De común se viaja por el espacio, pero a veces se viaja también en el tiempo, como si se hiciese un corte transversal de los lugares y pudieran verse todos sus pretéritos estratos y superposiciones. Y hay ciudades en que esto sucede de un modo naturalismo, con una pasmosa facilidad. En Estambul, apenas se aparta uno de los barrios modernos y de las avenidas más bulliciosas, los espectros y los ecos de otros tiempos se multiplican.
Bizantyum, Constantinopla, Istanbul…la segunda Roma. Hay aquí demasiada historia acumulada y demasiadas reinvenciones como para que las cosas fuesen de otro modo.Aunque para encontrar esas otras ciudades haya que recorrer caminos insólitos, caminos de agua como el que remonta el estrecho del Bósforo para ver los restos desvencijados de las villas marítimas decimonónicas que van hundiéndose sin remedio a ambas orillas.
Porque la gigantesca urbe de 10 millones de habitantes se ha ido tragando a la vieja villa provinciana de principios de siglo, pero en ese progreso ha ido dejando decenas de residuos y vestigios.
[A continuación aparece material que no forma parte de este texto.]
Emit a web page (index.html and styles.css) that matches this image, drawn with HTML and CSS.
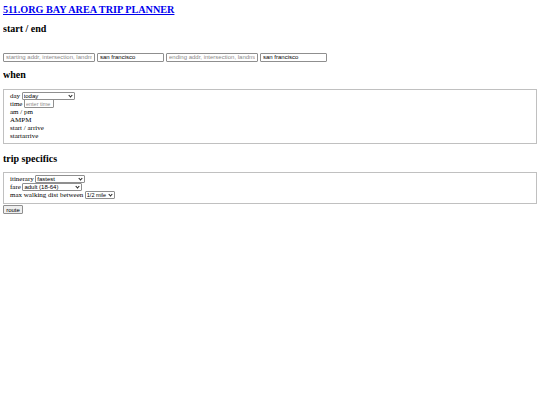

Ahí está por ejemplo el Fanar, el barrio de la burguesía griega que durante los cuatro siglos posterior la ocupación turca continuó prosperando con el amparo imperial, pero que a partir de 1922, con el establecimiento de la república de Mustafá Kemal fue despiadadamente asimilado. En el Fanar, sin embargo, y aunque ya en su estadio final de decadencia, aún siguen en pie algunas de aquellas mansiones de madera que ocuparan los comerciantes helenos y algunos cafés rotulados con caracteres griegos. También, en medio de tantas fastuosas mezquitas, se alza sobre una imponente colina, la sede del Patriarcado Ortodoxo y la escuela cada vez más vacía de los últimos descendientes de los primitivos fanariotas.
Son los restos del complejo entramado étnico que una vez albergó la capital otomana y que incluía también a poblaciones búlgaras, armenias, sefarditas, genovesas o venecianas, con sus respectivas parroquias y cementerios. Un mundo que el feroz impulso homogeneizador de la moderna Turquía ya hizo pasar. Algo más al norte del Fanar, por ejemplo, hay un símbolo de esa Estambul escondida: el barrio de las Blanquernas. En un sector abandonado de las murallas, empotrado entre huertos y ruinas, yacen unas torres de piedra, hoy cubiertas por hierbajos. Por unas pocas liras, algún joven del lugar nos prestara las llaves para que penetremos en lo que para asombro de cualquiera que vea su presente estado fue un día el centro del imperio bizantino, el hogar de los últimos Basileus que aquí eran coronados y vestidos con la púrpura, y donde Constantino XI Paleólogo combatió a los jenízaros del sultán Mehmet hasta el último aliento.
Éstos sólo son una parte de los destellos, aunque extremadamente reveladores y que incitan a melancólicas reflexiones, de esa Estambul secreta que va desapareciendo, pero que todavía enseña sus claras cicatrices y puntos de sutura, como el reciente Nobel de literatura Orhan Pamuk ha descrito de forma tan admirable.